I don’t think it can be denied that trench warfare is about the worst sort of campaigning to teach a young officer his job. He never has any idea of what is going on, except what he can see with his own eyes from his trench.

The Dorsets were relieved by the Bedfords and moved back into billets in Dranoutre.

Three Dorset men were killed today, all privates: W J Mitchell, from Bermondsey, Stephen McCarthy, from Finsbury, and Frederick Thaxter from Thornton Heath, just to the south of Brixton. London supplied the Dorsets with an awful lot of men.

There’s no mention of these casualties in the diary.

 

Up periscope

12th January 1915

The clipped “situation unchanged” in the Dorsets’ diary sounds like a British Rail announcement and described, with economy, another day of monotony in the trenches.

The Dorsets’ Captain Partridge features in the 15th Brigade’s diary entry for today. He’s been busy with an unnamed Royal Artillery officer, sending intelligence back to Brigade HQ. Major General Thomas Morland’s report for the 5th Division bears this activity out the following day, with the line “observations from front trenches show the great value of powerful periscope binoculars.” Presumably Partridge was using something like this through which to observe the enemy lines:

Image showing Captain J C Scott, 2nd A & SH. using box periscope with binoculars. Rue de Bois, February 1915
Using box periscope with binoculars. Rue de Bois, February 1915. Captain J C Scott, 2nd A & SH. Image from Imperial War Museum website.

One Dorset man died today, according to the CWGC: His name was Francis James Harwood and he was 34. Intriguingly, he served under the surname of Westlake. He’s listed as having been killed in action in the medal rolls. There’s also evidence that he served with the Somerset Light Infantry, which makes some sense as he was born in Bridgewater, Somerset. Quite why he’d transferred to the Dorsets is a mystery. It requires more time, and I have run out of minutes in the day, so I will leave poor Francis James alone and return to him another time perhaps.

What a bastard

Envelope – to Mrs Webster, 29 Strathleven Rd, franked 12 Ja 15  – censored by A Griffith
dated 11-1-15

Dear Aunt

Just a few lines hoping this finds you in the best of health. Well Aunt I am getting on as well as can be expected and still in the pink. We are getting on as well as can be expected and still dodging Jack Johnsons. The weather out here is terrible don’t talk about rain the country is absolutely flooded so you can guess what it is like.

I expect you have got over Xmas by now I see you had a full house, I wish I had been at home. Tom is getting plenty of leave, I wish I could get away for a few days, but I believe I am getting seven days before long, but it will be some time yet, but still lets hope it will be soon, and then we will have a good time together all of us, that’s providing all goes well out here.

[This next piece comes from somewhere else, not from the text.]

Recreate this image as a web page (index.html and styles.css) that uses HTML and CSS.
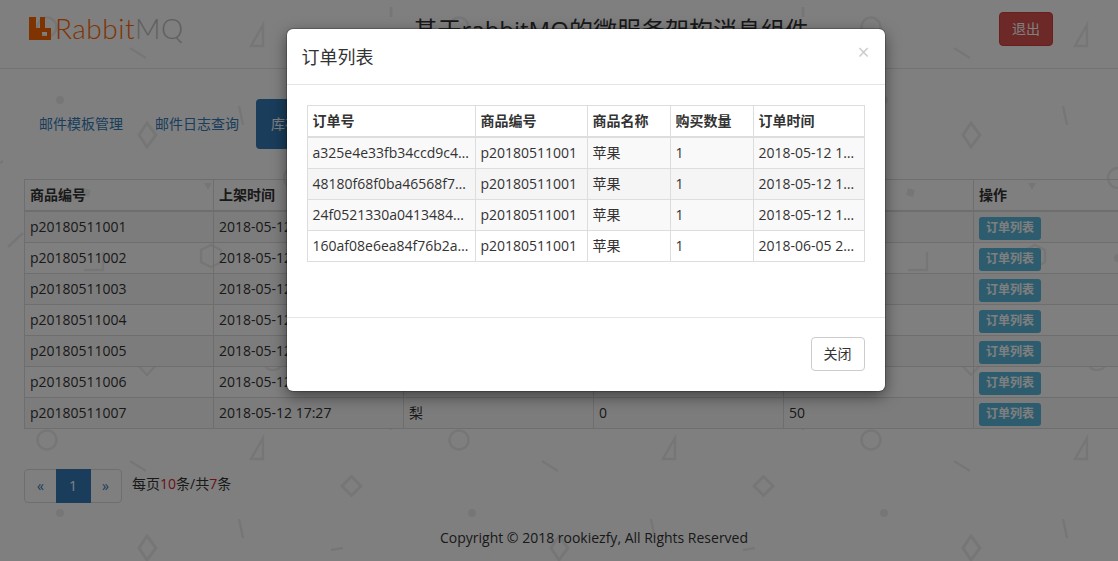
FILE: index.html
```html
<!DOCTYPE html>
<html lang="zh-CN">
<head>
<meta charset="utf-8">
<title>RabbitMQ</title>
<link rel="stylesheet" href="styles.css">
</head>
<body>
<div class="page">
  <header class="topbar">
    <div class="logo">
      <svg class="logo-mark" viewBox="0 0 22 23" width="22" height="23"><path fill-rule="evenodd" d="M0 0h7v11h4V0h5v11h6v12H0zM13 15v4h5v-4z"/></svg>
      <span class="logo-rabbit">Rabbit</span><span class="logo-mq">MQ</span>
    </div>
    <h1 class="site-title">基于rabbitMQ的微服务架构消息组件</h1>
    <button class="btn btn-danger">退出</button>
  </header>
  <main class="content">
    <ul class="pills">
      <li><a class="pill">邮件模板管理</a></li>
      <li><a class="pill">邮件日志查询</a></li>
      <li><a class="pill pill-active">库存管理</a></li>
    </ul>
    <table class="grid-table goods-table">
      <thead>
        <tr><th>商品编号</th><th>上架时间</th><th>商品名称</th><th>已售数量</th><th>库存</th><th>操作</th></tr>
      </thead>
      <tbody>
        <tr><td>p20180511001</td><td>2018-05-12 17:27</td><td>苹果</td><td>4</td><td>46</td><td class="cell-action"><a class="btn-xs">订单列表</a></td></tr>
        <tr><td>p20180511002</td><td>2018-05-12 17:27</td><td>香蕉</td><td>0</td><td>50</td><td class="cell-action"><a class="btn-xs">订单列表</a></td></tr>
        <tr><td>p20180511003</td><td>2018-05-12 17:27</td><td>橙子</td><td>0</td><td>50</td><td class="cell-action"><a class="btn-xs">订单列表</a></td></tr>
        <tr><td>p20180511004</td><td>2018-05-12 17:27</td><td>葡萄</td><td>0</td><td>50</td><td class="cell-action"><a class="btn-xs">订单列表</a></td></tr>
        <tr><td>p20180511005</td><td>2018-05-12 17:27</td><td>西瓜</td><td>0</td><td>50</td><td class="cell-action"><a class="btn-xs">订单列表</a></td></tr>
        <tr><td>p20180511006</td><td>2018-05-12 17:27</td><td>桃子</td><td>0</td><td>50</td><td class="cell-action"><a class="btn-xs">订单列表</a></td></tr>
        <tr><td>p20180511007</td><td>2018-05-12 17:27</td><td>梨</td><td>0</td><td>50</td><td class="cell-action"><a class="btn-xs">订单列表</a></td></tr>
      </tbody>
    </table>
    <div class="pager-row">
      <ul class="pager">
        <li class="pager-item pager-first">«</li>
        <li class="pager-item pager-current">1</li>
        <li class="pager-item pager-last">»</li>
      </ul>
      <span class="pager-info">每页<em>10</em>条/共<em>7</em>条</span>
    </div>
  </main>
  <footer class="footer">Copyright © 2018 rookiezfy, All Rights Reserved</footer>
</div>
<div class="backdrop"></div>
<section class="modal">
  <div class="modal-header">
    <h4 class="modal-title">订单列表</h4>
    <span class="modal-close">×</span>
  </div>
  <div class="modal-body">
    <table class="grid-table order-table">
      <thead>
        <tr><th>订单号</th><th>商品编号</th><th>商品名称</th><th>购买数量</th><th>订单时间</th></tr>
      </thead>
      <tbody>
        <tr><td>a325e4e33fb34ccd9c4e1f07ab25c6d8</td><td>p20180511001</td><td>苹果</td><td>1</td><td>2018-05-12 17:35:21</td></tr>
        <tr><td>48180f68f0ba46568f7c2d91e3ab4f60</td><td>p20180511001</td><td>苹果</td><td>1</td><td>2018-05-12 17:36:02</td></tr>
        <tr><td>24f0521330a04134845c7ea9d1b6f382</td><td>p20180511001</td><td>苹果</td><td>1</td><td>2018-05-12 17:38:44</td></tr>
        <tr><td>160af08e6ea84f76b2a93dc15e07f4b1</td><td>p20180511001</td><td>苹果</td><td>1</td><td>2018-06-05 21:10:33</td></tr>
      </tbody>
    </table>
  </div>
  <div class="modal-footer">
    <button class="btn btn-default">关闭</button>
  </div>
</section>
</body>
</html>
```
FILE: styles.css
```css
* { box-sizing: border-box; }
html, body { margin: 0; padding: 0; height: 100%; overflow: hidden; }
body {
  width: 1118px;
  height: 561px;
  position: relative;
  font: 14px/20px "Open Sans", "Noto Sans CJK SC", sans-serif;
  color: #333;
  background-color: #fff;
  background-size: 412px 413px;
  background-image: url("data:image/svg+xml,%3Csvg xmlns='http://www.w3.org/2000/svg' width='412' height='413' viewBox='0 0 412 413'%3E%3Cg fill='none' stroke='%23ededed' stroke-width='2.5'%3E%3Ccircle cx='47' cy='27' r='9.5'/%3E%3Cpath d='M263 25V46H251z'/%3E%3Cpath d='M130 48L146 58'/%3E%3Cpath d='M147 123L156 135L147 147L139 135z' stroke-width='3'/%3E%3Cpath d='M239 106L243 125'/%3E%3Cpath d='M351.5 63.500L361 73L351.500 82.500L342 73z' stroke-width='3'/%3E%3Cpath d='M331 137L343 135'/%3E%3Cpath d='M84 270H103V252'/%3E%3Cpath d='M211 245L221 250V262L211 267L201 262V250z'/%3E%3Cpath d='M8 247L23 233'/%3E%3Ccircle cx='273' cy='360' r='10'/%3E%3Cpath d='M147 350L159 362L147 375L135 362z'/%3E%3Ccircle cx='294' cy='178' r='10'/%3E%3Cpath d='M391 7V17' stroke-width='3'/%3E%3Cpath d='M0 163L3 161'/%3E%3C/g%3E%3Cg fill='%23ededed'%3E%3Ccircle cx='60' cy='100' r='4'/%3E%3Cpath d='M204 183H212L208 190z'/%3E%3Cpath d='M84 188L91 190L89 197L82 195z'/%3E%3Ccircle cx='294' cy='258' r='4'/%3E%3C/g%3E%3C/svg%3E");
}
.page { width: 1188px; }
ul { list-style: none; margin: 0; padding: 0; }

/* top bar */
.topbar {
  height: 69px;
  border-bottom: 1px solid #e7e7e7;
  display: grid;
  grid-template-columns: 384.5px 585.5px 54px;
  padding-left: 29px;
  width: 1118px;
}
.logo { display: flex; align-items: flex-start; padding-top: 17px; height: 68px; }
.logo-mark { fill: #f60; flex: none; margin-right: 4px; }
.logo-rabbit, .logo-mq {
  font: 300 28px/23px Lato, "Open Sans", sans-serif;
  letter-spacing: .5px;
}
.logo-rabbit { color: #f60; }
.logo-mq { color: #c0c0c0; }
.site-title {
  margin: 13px 0 0;
  font-size: 24px;
  line-height: 34px;
  font-weight: 400;
  white-space: nowrap;
}
.btn {
  font: inherit;
  height: 34px;
  padding: 6px 12px;
  border: 1px solid transparent;
  border-radius: 4px;
  text-align: center;
}
.topbar .btn { margin-top: 12px; }
.btn-danger { background: #d9534f; border-color: #d43f3a; color: #fff; }
.btn-default { background: #fff; border-color: #ccc; color: #333; }

/* pills */
.content { padding: 30px 0 0 24px; }
.pills { display: flex; gap: 2px; margin-bottom: 30px; }
.pill {
  display: block;
  padding: 15px;
  border-radius: 4px;
  color: #337ab7;
}
.pill-active { background: #337ab7; color: #fff; }

/* tables */
.grid-table { border-collapse: collapse; table-layout: fixed; }
.grid-table th, .grid-table td {
  border: 1px solid #ddd;
  padding: 5px;
  text-align: left;
  white-space: nowrap;
  overflow: hidden;
  text-overflow: ellipsis;
}
.grid-table th { border-bottom-width: 2px; font-weight: 700; }
.goods-table { width: 1140px; }
.goods-table th:first-child { width: 189px; }
.goods-table th { width: 190px; }
.goods-table tbody tr:nth-child(odd) { background: #f9f9f9; }
.goods-table .cell-action { padding: 5px 5px 2px; }
.btn-xs {
  display: block;
  width: 62px;
  height: 23px;
  border-radius: 3px;
  background: #5bb9dc;
  color: #fff;
  font-size: 12px;
  font-weight: 700;
  line-height: 21px;
  text-align: center;
}

/* pager */
.pager-row { display: flex; align-items: flex-start; gap: 10px; margin-top: 40px; }
.pager { display: flex; }
.pager-item {
  height: 34px;
  padding: 6px 12px;
  border: 1px solid #ddd;
  background: #fff;
  color: #337ab7;
  margin-left: -1px;
}
.pager-first { margin-left: 0; border-radius: 4px 0 0 4px; width: 33px; }
.pager-current { background: #337ab7; border-color: #337ab7; color: #fff; width: 35px; position: relative; }
.pager-last { border-radius: 0 4px 4px 0; width: 32px; padding-left: 11px; }
.pager-info { margin-top: 5px; }
.pager-info em { font-style: normal; color: #d9232e; }

.footer { margin-top: 25px; text-align: center; }

/* modal */
.backdrop { position: absolute; inset: 0; background: rgba(0, 0, 0, .5); }
.modal {
  position: absolute;
  left: 286.5px;
  top: 29px;
  width: 598px;
  background: #fff;
  border-radius: 6px;
  box-shadow: 0 0 0 1px rgba(0, 0, 0, .2), 0 5px 15px rgba(0, 0, 0, .5);
}
.modal-header {
  display: flex;
  justify-content: space-between;
  padding: 15px;
  height: 56px;
  border-bottom: 1px solid #e5e5e5;
}
.modal-title { margin: 0; font-size: 18px; line-height: 26px; font-weight: 400; }
.modal-close {
  margin-top: -2px;
  font: 400 21px/21px "Open Sans", sans-serif;
  color: #000;
  opacity: .2;
}
.modal-body { padding: 20px 20px 55px; }
.order-table { width: 557.5px; }
.order-table th:nth-child(1) { width: 168px; }
.order-table th:nth-child(2) { width: 112px; }
.order-table th:nth-child(3), .order-table th:nth-child(4) { width: 83px; }
.order-table th:nth-child(5) { width: 111.5px; }
.order-table tbody tr:nth-child(1), .order-table tbody tr:nth-child(3) { background: #f9f9f9; }
.order-table tbody tr:nth-child(2) { background: #f5f5f5; }
.modal-footer {
  display: flex;
  justify-content: flex-end;
  padding: 19px 20px 20px;
  border-top: 1px solid #e5e5e5;
}
```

Aunt have you received my two PC, well I expect you only got on, for I have [heard] that one lot of mail got burst (?burnt) and I expect your PC was in it. Please to hear that Uncle Matt is still on the knocker let’s hope he as the luck to keep it. Old Till’s Johnnie seems to be a knut tell her I have just received the Chocolate from him, and he said he had a good time at Brixton, said he nearly got (succled ?) on cold tea. Well Aunt I don’t think there is any more news at present, so will conclude hoping to hear for you soon, and also Uncle Matt.

I remain

Your affectionate Nephew

Bid xxx

11th January 1915

Let’s deal with the censor first. We meet a new officer in charge of Frank’s section, and I’m pretty sure this is Lieutenant Allix James William Griffith. He’s joined as a reinforcement from the 3rd Battalion. His father was the Venerable Reverend Henry Wager Griffith, who was an army pastor out in the Punjab, India, where Allix was born. He’s only 19, a pupil of Charterhouse and a typical Public School Boy product of the British Empire. I talk about officers being posh but this chap takes the Bath Oliver. He’s as posh as his almost-namesake, Alexander Armstrong, and comes from the same lineage too. This website lists him as a direct descendant of that old Norman bastard, William the Conqueror.

Griffith, sadly, didn’t survive the war. He was transferred to the 2nd Battalion and sent to the Middle East, after being wounded in St Elois later in 1915. He went missing in Mesopotamia on the 25th March 1917 and is commemorated on the Basra War Memorial in Iraq. He was one of the 1200 Allied men who were casualties in the battle of Jebel Hamlin, as the British tried to push the Turkish out of Iraq. The battle, fought largely unsupported by artillery against a well dug in enemy (surprise, surprise), was disastrous for the newly reconstituted 2nd Battalion Dorsets who lost nearly 220 out of 500 men in the action.

Frank’s letter to his Aunt Caroline is filled with his usual abundance of positivity, but there is one line that expressed his resignation about the situation he finds himself in: “that’s providing all goes well out here”.

He’s very complimentary about my Great Grandfather, Carl Robert Debnam, of whom the beer of Brixton seems to have got the better of. A “knut”, according to the ever-excellent Edwardian Promenade’s glossary, is “an idle upper-class man-about-town”. (My grandfather, Bob, wasn’t a man who could hold his beer and I don’t have hollow legs when it comes to ale either – although we both enjoyed a pint when he was alive). He’s also finally got the chocolate promised back in November.


The Dorsets hunkered down in their soggy trenches while the artillery on both sides played out a deadly game of cat and mouse. The landscape, once liberally dotted with farms and villages in November, was slowly being reduced to piles of rubble and heaps of mud as the two sides pounded any landmark that might offer advantage to the other side.